Chapter 6 – Edition 1

Some notes on Chapter 6: How the Quantum Was Forced on Physics Thermal radiation

(Planck): To see why we don’t see quantum effects in everyday stuff, we calculate and contrast the energy steps relative to the total energy for a vibrating electron and for a child on a swing. (We use E = kT, with a bit of hand waving, for the electron’s total energy.)
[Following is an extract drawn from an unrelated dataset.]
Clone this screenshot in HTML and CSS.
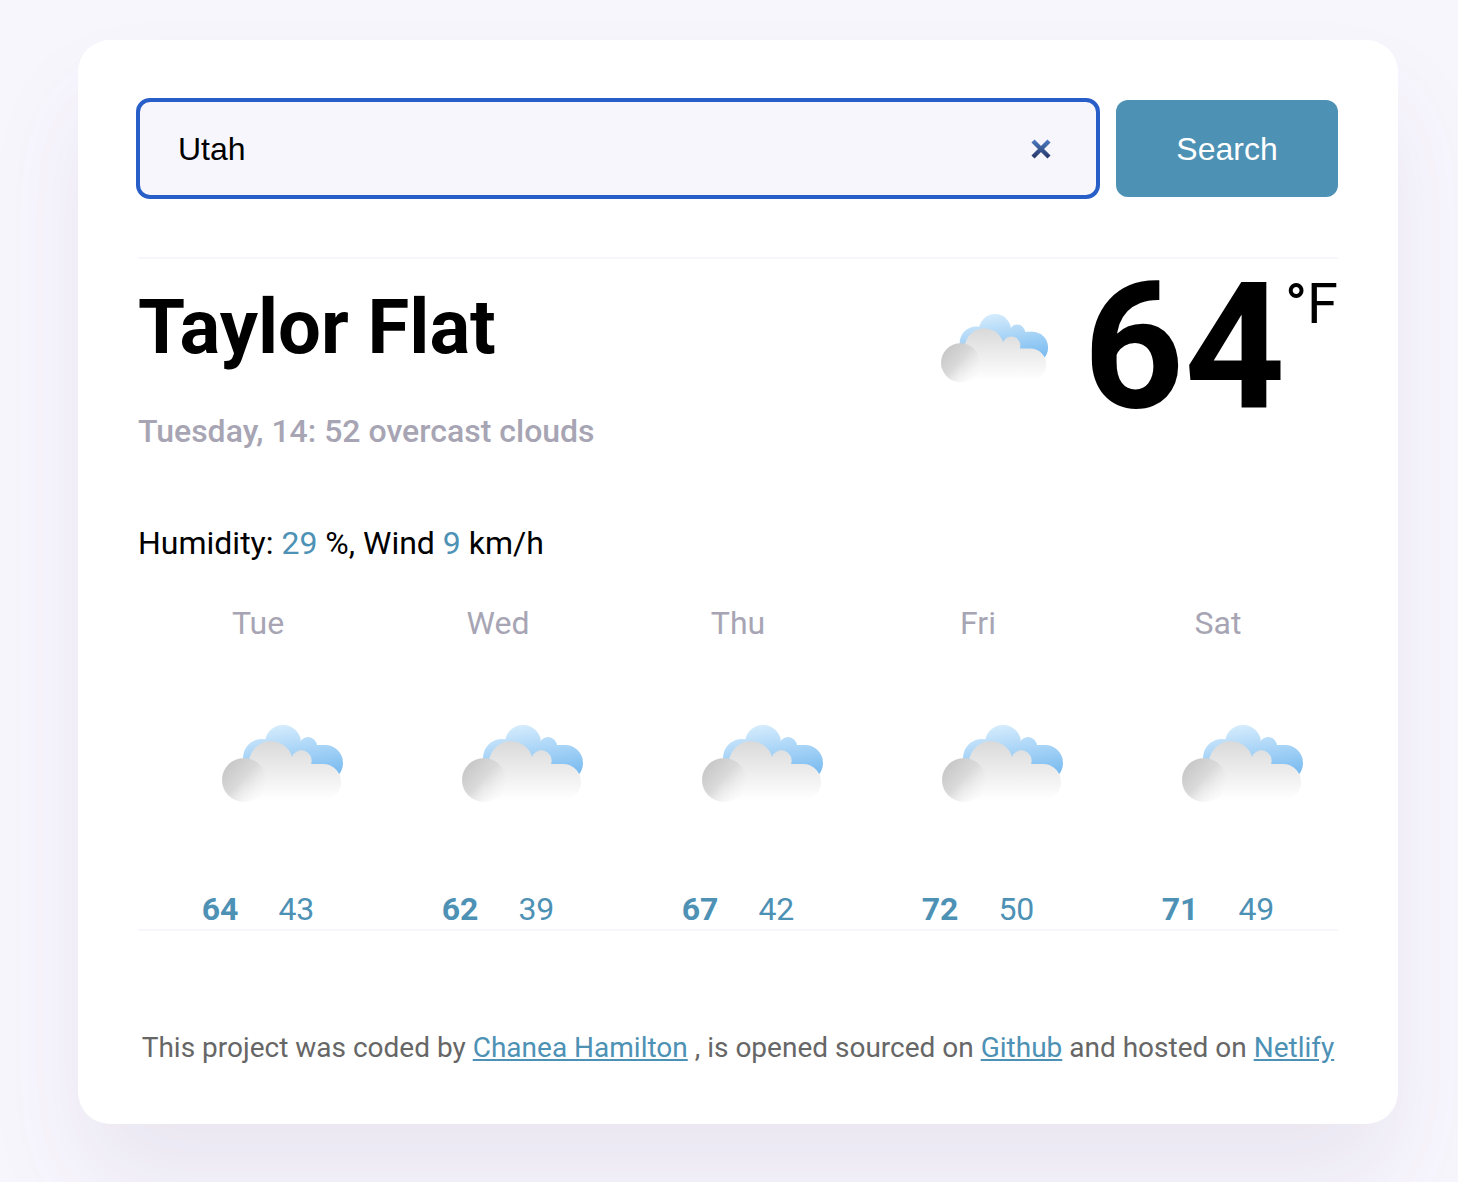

Photoelectric effect (Einstein): We emphasize (with evidence) how unlikely it would be for the spread out energy of a light wave to kick an electron out of a metal. We use the analogy of knocking cans off a fence with a tossed stone and failing to do so with an extended blast of air with the same energy. Explicitly using Einstein’s postulates for photons (i.e., one photon, E = hf, totally absorbed by a single electron) we derive the photoelectric equation by analogy to the superman and car-in-a-dip story in the conservation of energy example in our Chapter 5 comments.

pe-diagram

mv^2/2 = hf – Ebinding We note that the slope is h, which appears here for the first time beyond thermal radiation. We present the strong arguments for and against (i.e., interference) the photon hypothesis to establish that there is a mystery here.

Stable atom (Bohr): After discussing the Brownian motion argument for the existence of atoms, we note the problem of the instability of the planetary atom. We go through the mathematics of orbital motion, Bohr’s postulate of quantized angular momentum, and derive the energy spectrum of hydrogen. (We skipped discussing the 1/r potential in Chapter 4 to treat it here along with Bohr’s atom, where there is more motivation. We include more math in this chapter than in any previous or later one.)

Matter waves (de Broglie): We do the bit of algebra showing how de Broglie’s wave postulate leads to Bohr’s quantization formula. To emphasize that the wave whose wavelengths fit around a Bohr orbit are not wiggles of an electron in space, we draw the perspective sketch where we emphasize that the “vertical” axis is the amplitude of the de Broglie wave. (Exactly what is the de Broglie wave? He didn’t know. It’s now essentially almost the wavefunction, but what exactly that is we still don’t really know.) (The de Broglie-Bohm “pilot wave” is something later and different, an interpretation of quantum mechanics we discuss in Chapter 10.)